→ What the task asks:
Tally the lines containing "table" and report the number alone.

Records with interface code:
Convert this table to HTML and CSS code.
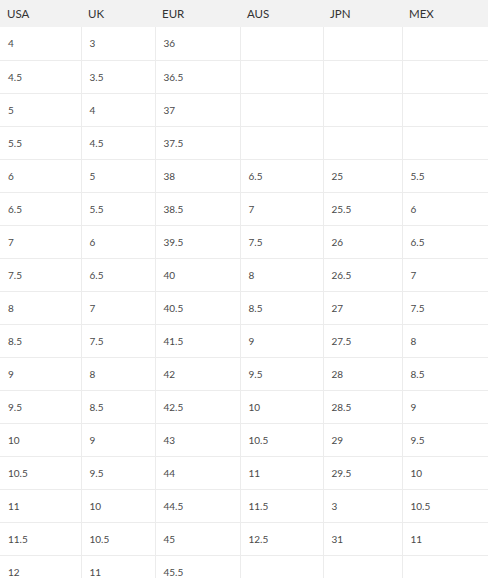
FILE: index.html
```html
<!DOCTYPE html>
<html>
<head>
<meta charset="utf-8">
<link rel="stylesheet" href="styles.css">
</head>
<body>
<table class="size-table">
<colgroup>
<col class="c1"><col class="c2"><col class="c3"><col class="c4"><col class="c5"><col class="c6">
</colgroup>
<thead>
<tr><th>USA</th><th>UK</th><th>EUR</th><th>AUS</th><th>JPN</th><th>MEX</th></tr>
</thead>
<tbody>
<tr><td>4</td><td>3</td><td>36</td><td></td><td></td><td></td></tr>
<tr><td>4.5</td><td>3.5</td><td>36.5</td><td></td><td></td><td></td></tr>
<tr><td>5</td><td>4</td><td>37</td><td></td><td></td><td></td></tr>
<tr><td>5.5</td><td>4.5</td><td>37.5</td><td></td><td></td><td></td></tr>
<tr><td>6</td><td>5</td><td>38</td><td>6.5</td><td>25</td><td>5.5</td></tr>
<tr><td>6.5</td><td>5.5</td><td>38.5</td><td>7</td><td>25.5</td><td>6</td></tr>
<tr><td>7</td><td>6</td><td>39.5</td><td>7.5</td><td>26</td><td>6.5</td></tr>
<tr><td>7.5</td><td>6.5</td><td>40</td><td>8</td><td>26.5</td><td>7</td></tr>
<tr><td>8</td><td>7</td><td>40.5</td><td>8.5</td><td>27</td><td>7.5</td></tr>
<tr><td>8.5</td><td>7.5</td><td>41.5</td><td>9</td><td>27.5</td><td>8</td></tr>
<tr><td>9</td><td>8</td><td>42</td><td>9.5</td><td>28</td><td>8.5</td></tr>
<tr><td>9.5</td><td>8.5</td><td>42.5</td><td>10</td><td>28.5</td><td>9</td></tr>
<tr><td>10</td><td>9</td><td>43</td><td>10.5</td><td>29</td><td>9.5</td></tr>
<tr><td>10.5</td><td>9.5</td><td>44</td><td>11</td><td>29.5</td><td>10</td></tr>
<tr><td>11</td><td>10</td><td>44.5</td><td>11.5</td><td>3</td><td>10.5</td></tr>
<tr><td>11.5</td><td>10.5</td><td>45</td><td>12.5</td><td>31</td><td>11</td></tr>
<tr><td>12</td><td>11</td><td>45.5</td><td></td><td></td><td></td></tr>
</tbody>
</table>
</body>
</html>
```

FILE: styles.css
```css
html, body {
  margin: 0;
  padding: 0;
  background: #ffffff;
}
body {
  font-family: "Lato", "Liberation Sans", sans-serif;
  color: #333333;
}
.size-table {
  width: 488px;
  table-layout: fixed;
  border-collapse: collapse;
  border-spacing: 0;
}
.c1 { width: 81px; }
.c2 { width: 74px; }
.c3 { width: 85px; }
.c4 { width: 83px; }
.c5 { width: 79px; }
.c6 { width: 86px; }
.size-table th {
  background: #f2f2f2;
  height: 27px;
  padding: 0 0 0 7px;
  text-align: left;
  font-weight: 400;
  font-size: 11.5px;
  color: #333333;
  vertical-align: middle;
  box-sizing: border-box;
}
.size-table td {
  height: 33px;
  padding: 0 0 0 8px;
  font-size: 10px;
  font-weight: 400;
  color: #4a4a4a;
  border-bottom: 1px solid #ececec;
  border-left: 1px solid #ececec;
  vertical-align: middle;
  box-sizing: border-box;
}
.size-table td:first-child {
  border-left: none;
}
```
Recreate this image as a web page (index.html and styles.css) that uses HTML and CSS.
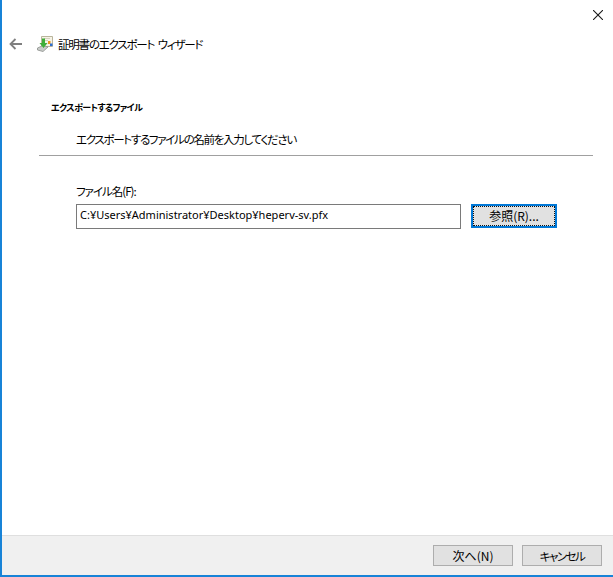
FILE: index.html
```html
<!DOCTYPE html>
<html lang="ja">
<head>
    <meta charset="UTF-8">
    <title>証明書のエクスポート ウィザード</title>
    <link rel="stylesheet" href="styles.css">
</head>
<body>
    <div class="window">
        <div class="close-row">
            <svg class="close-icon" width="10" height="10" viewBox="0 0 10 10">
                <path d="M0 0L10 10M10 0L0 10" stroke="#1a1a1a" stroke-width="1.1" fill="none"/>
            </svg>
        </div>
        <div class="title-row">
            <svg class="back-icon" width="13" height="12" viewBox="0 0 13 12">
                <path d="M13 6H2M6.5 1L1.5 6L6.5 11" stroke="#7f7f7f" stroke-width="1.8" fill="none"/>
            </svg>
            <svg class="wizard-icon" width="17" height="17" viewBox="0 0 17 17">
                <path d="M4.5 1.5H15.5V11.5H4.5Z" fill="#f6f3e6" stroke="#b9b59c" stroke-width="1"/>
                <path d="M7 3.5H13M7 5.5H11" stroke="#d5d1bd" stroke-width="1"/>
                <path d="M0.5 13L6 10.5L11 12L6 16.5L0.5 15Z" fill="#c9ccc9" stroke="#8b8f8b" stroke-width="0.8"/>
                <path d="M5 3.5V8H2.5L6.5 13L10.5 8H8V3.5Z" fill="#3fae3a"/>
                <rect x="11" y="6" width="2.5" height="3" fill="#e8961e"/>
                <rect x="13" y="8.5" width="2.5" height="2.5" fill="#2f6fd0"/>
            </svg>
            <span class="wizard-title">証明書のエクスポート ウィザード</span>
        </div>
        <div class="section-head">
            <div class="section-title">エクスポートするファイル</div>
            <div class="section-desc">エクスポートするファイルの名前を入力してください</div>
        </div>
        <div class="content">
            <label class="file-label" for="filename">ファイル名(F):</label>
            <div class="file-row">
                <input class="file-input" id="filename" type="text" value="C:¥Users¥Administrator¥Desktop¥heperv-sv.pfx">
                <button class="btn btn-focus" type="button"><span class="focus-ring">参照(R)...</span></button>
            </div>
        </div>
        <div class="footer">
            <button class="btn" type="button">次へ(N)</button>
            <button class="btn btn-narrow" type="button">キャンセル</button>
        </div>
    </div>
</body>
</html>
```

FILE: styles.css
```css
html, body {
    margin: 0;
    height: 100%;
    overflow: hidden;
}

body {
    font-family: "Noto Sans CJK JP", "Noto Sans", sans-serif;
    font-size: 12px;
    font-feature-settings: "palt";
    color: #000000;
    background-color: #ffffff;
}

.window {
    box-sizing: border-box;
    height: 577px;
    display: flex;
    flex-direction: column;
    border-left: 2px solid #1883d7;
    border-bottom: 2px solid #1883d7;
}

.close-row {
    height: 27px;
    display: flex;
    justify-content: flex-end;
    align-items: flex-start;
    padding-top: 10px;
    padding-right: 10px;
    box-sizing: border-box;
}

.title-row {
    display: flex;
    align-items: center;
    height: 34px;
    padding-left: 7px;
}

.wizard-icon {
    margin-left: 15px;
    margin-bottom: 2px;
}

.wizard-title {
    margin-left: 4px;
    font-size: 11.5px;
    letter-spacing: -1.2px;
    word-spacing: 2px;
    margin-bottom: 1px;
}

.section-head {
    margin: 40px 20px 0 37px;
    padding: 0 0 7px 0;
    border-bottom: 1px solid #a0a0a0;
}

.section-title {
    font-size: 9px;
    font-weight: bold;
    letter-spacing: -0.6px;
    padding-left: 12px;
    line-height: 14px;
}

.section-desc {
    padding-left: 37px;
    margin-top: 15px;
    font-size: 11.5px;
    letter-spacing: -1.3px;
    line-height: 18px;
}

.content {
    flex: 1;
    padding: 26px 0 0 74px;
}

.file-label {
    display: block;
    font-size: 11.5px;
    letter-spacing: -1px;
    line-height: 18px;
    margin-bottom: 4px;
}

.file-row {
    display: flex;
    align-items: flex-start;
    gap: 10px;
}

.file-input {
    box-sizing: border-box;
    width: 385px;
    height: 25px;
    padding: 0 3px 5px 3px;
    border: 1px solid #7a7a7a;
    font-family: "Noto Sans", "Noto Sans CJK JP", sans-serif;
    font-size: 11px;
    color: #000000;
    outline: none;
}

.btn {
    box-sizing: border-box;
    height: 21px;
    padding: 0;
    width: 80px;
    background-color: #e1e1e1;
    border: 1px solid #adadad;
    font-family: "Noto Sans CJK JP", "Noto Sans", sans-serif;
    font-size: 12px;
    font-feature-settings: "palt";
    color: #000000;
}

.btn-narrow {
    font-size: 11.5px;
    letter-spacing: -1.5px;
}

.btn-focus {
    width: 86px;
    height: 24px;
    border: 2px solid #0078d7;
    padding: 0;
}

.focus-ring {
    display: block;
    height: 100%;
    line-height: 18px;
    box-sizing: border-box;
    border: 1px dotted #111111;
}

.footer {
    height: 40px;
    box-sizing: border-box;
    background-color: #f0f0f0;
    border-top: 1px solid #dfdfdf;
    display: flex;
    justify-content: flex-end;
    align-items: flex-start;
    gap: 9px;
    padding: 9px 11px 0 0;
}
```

→ Response to this exercise:
8